I knew today would be especially difficult being my 6-week check-up. Chris had a final at 9:00 this morning, and I knew I wouldn't be able to do it alone. I asked Erika if she would go with me, and was so glad she was able to. Walking up the stairs to the office I could feel the emotion rising up inside of me. I took a deep breath and we went in, only to find out that I was not meeting with my doctor. I was meeting with the nurse practitioner. I had a rush of emotions and thoughts go through my head, as I waited to be called back. "Why was I not meeting with my doctor?" "Is she to ashamed to meet with me?" "Why after this happening would she not want to see me?"

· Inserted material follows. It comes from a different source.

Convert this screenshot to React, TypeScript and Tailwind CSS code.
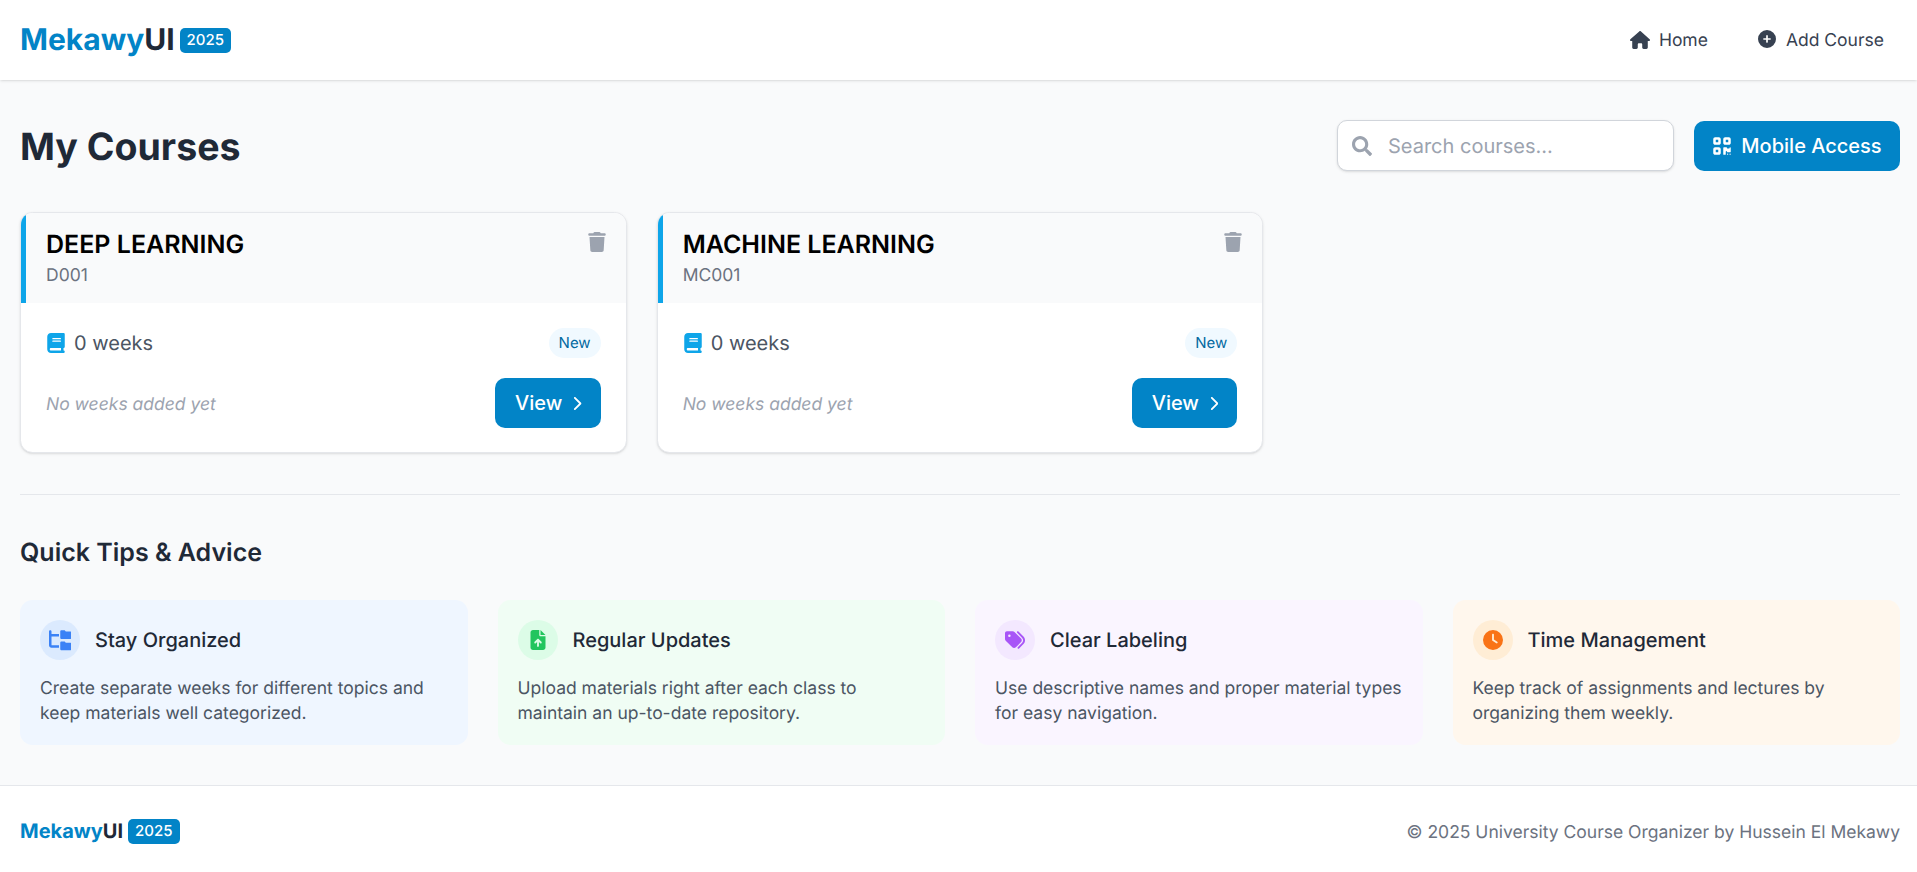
import React from "react";
import { FaSearch } from "react-icons/fa";
import { FaHouse, FaCirclePlus, FaQrcode, FaTrash, FaBook, FaChevronRight, FaFileArrowUp, FaTags, FaClock, FaFolderTree } from "react-icons/fa6";

function Logo({ small }: { small?: boolean }) {
  return (
    <div className="flex items-center">
      <span className={small ? "text-[20px] leading-[30px] font-bold text-[#0284c7]" : "text-[30px] leading-[38px] font-bold text-[#0284c7]"}>
        Mekawy<span className="text-[#1f2937]">UI</span>
      </span>
      <span className="ml-[5px] bg-[#0284c7] text-white text-[15px] leading-[20px] font-medium px-[7px] py-[2.5px] rounded-[5px]">2025</span>
    </div>
  );
}

function CourseCard({ title, code }: { title: string; code: string }) {
  return (
    <div className="bg-white rounded-[12.5px] border border-[#e5e7eb] shadow-sm overflow-hidden">
      <div className="relative bg-[#f9fafb] border-l-[5px] border-[#0ea5e9] h-[90px] pl-5 pr-5 pt-[15px]">
        <h3 className="text-[25px] leading-[35px] font-semibold text-black">{title}</h3>
        <p className="text-[17.5px] leading-[25px] text-[#6b7280]">{code}</p>
        <FaTrash className="absolute right-[19px] top-[19px] text-[#9ca3af] text-[20px]" />
      </div>
      <div className="p-[25px] pb-[24px]">
        <div className="flex items-center justify-between h-[30px]">
          <div className="flex items-center">
            <FaBook className="text-[#0ea5e9] text-[20px] mr-[8px]" />
            <span className="text-[20px] leading-[30px] text-[#4b5563]">0 weeks</span>
          </div>
          <span className="bg-[#f0f9ff] text-[#0369a1] text-[15px] leading-[20px] px-[10px] py-[5px] rounded-full">New</span>
        </div>
        <div className="flex items-center justify-between mt-[20px]">
          <span className="text-[17.5px] leading-[25px] italic text-[#9ca3af] mt-[2px]">No weeks added yet</span>
          <button className="flex items-center bg-[#0284c7] text-white text-[20px] leading-[30px] font-medium pl-5 pr-[19px] h-[50px] rounded-[10px]">
            View <FaChevronRight className="ml-[10px] w-[9.4px] text-[15px]" />
          </button>
        </div>
      </div>
    </div>
  );
}

const tips = [
  { t: "Stay Organized", l1: "Create separate weeks for different topics and", l2: "keep materials well categorized.", bg: "bg-[#eff6ff]", c: "bg-[#dbeafe] text-[#3b82f6]", I: FaFolderTree, s: "text-[22.5px]" },
  { t: "Regular Updates", l1: "Upload materials right after each class to", l2: "maintain an up-to-date repository.", bg: "bg-[#f0fdf4]", c: "bg-[#dcfce7] text-[#22c55e]", I: FaFileArrowUp, s: "text-[20px]" },
  { t: "Clear Labeling", l1: "Use descriptive names and proper material types", l2: "for easy navigation.", bg: "bg-[#faf5ff]", c: "bg-[#f3e8ff] text-[#a855f7]", I: FaTags, s: "text-[20px]" },
  { t: "Time Management", l1: "Keep track of assignments and lectures by", l2: "organizing them weekly.", bg: "bg-[#fff7ed]", c: "bg-[#ffedd5] text-[#f97316]", I: FaClock, s: "text-[20px]" },
];

export default function App() {
  return (
    <div className="h-[872px] overflow-hidden bg-[#f9fafb] flex flex-col font-['Inter',sans-serif] [text-rendering:geometricPrecision]">
      <header className="bg-white h-[80px] shrink-0 shadow-sm flex items-center justify-between pl-5 pr-[17px]">
        <Logo />
        <nav className="flex items-center gap-[50px] pr-[16px] mt-[2px]">
          <a className="flex items-center text-[17.5px] text-[#374151]"><FaHouse className="text-[#374151] text-[20px] mr-[9px] -mt-[3px]" />Home</a>
          <a className="flex items-center text-[17.5px] text-[#374151]"><FaCirclePlus className="text-[#374151] text-[18px] mr-[10px] -mt-[4px]" />Add Course</a>
        </nav>
      </header>

      <main className="flex-1 pl-5 pr-[17px]">
        <div className="flex items-center justify-between pt-[40px]">
          <h1 className="text-[37.5px] leading-[45px] font-bold text-[#1f2937] mt-[4px]">My Courses</h1>
          <div className="flex items-center gap-[20px]">
            <div className="flex items-center w-[337px] h-[51px] bg-white border border-[#d1d5db] rounded-[10px] shadow-sm pl-[14px]">
              <FaSearch className="text-[#9ca3af] text-[20px] mr-[16px]" />
              <span className="text-[20px] text-[#9ca3af]">Search courses...</span>
            </div>
            <button className="flex items-center justify-center w-[206px] h-[50px] bg-[#0284c7] text-white text-[20px] font-medium rounded-[10px]">
              <FaQrcode className="text-[20px] mr-[9px]" />Mobile Access
            </button>
          </div>
        </div>

        <div className="grid grid-cols-3 gap-[30px] mt-[41px]">
          <CourseCard title="DEEP LEARNING" code="D001" />
          <CourseCard title="MACHINE LEARNING" code="MC001" />
        </div>

        <div className="border-t border-[#e5e7eb] mt-[41px] pt-[41px]">
          <h2 className="text-[25px] leading-[35px] font-semibold text-[#1f2937]">Quick Tips &amp; Advice</h2>
          <div className="grid grid-cols-4 gap-[30px] mt-[29px]">
            {tips.map(({ t, l1, l2, bg, c, I, s }) => (
              <div key={t} className={`${bg} rounded-[12.5px] px-5 pt-5 pb-[19px]`}>
                <div className="flex items-center">
                  <div className={`${c} w-10 h-10 rounded-full flex items-center justify-center mr-[15px]`}>
                    <I className={s} />
                  </div>
                  <h3 className="text-[20px] leading-[30px] font-medium text-[#1f2937]">{t}</h3>
                </div>
                <p className="text-[17.5px] leading-[25px] text-[#4b5563] mt-[16px]">{l1}<br />{l2}</p>
              </div>
            ))}
          </div>
        </div>
      </main>

      <footer className="bg-white border-t border-[#e5e7eb] h-[87px] shrink-0 flex items-start justify-between pt-[30px] pl-5 pr-[17px]">
        <Logo small />
        <span className="text-[17.5px] leading-[30px] text-[#6b7280] mt-[2px]">© 2025 University Course Organizer by Hussein El Mekawy</span>
      </footer>
    </div>
  );
}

They called me back to be weighed, and we walked past the non-stress test room. I could feel the tears starting to come to my eyes, but luckily I was able to pull it together for a little while. While waiting for the NP Erika and I talked about the Twilight series. It felt like I was waiting forever, although I am sure it was only about 15 minutes. The NP came in and gave her sincere condolences and went along with the check up. As I laid there I couldn't help but think back of all the times I laid there listening to little Preslie's heartbeat, and the excitement I had for her to come. Never in all of those times did I worry that when I went back for my 6-week check-up Preslie would not be there with me.
It was so hard to leave there without feeling completely empty inside. I am so grateful to Erika for being there with me on this really hard day. I could not have done it alone.
Chris and I were told that you have to go through the hard things once, then it slowly gets a little easier. I am hoping when I go back in a few weeks, it will be a little easier.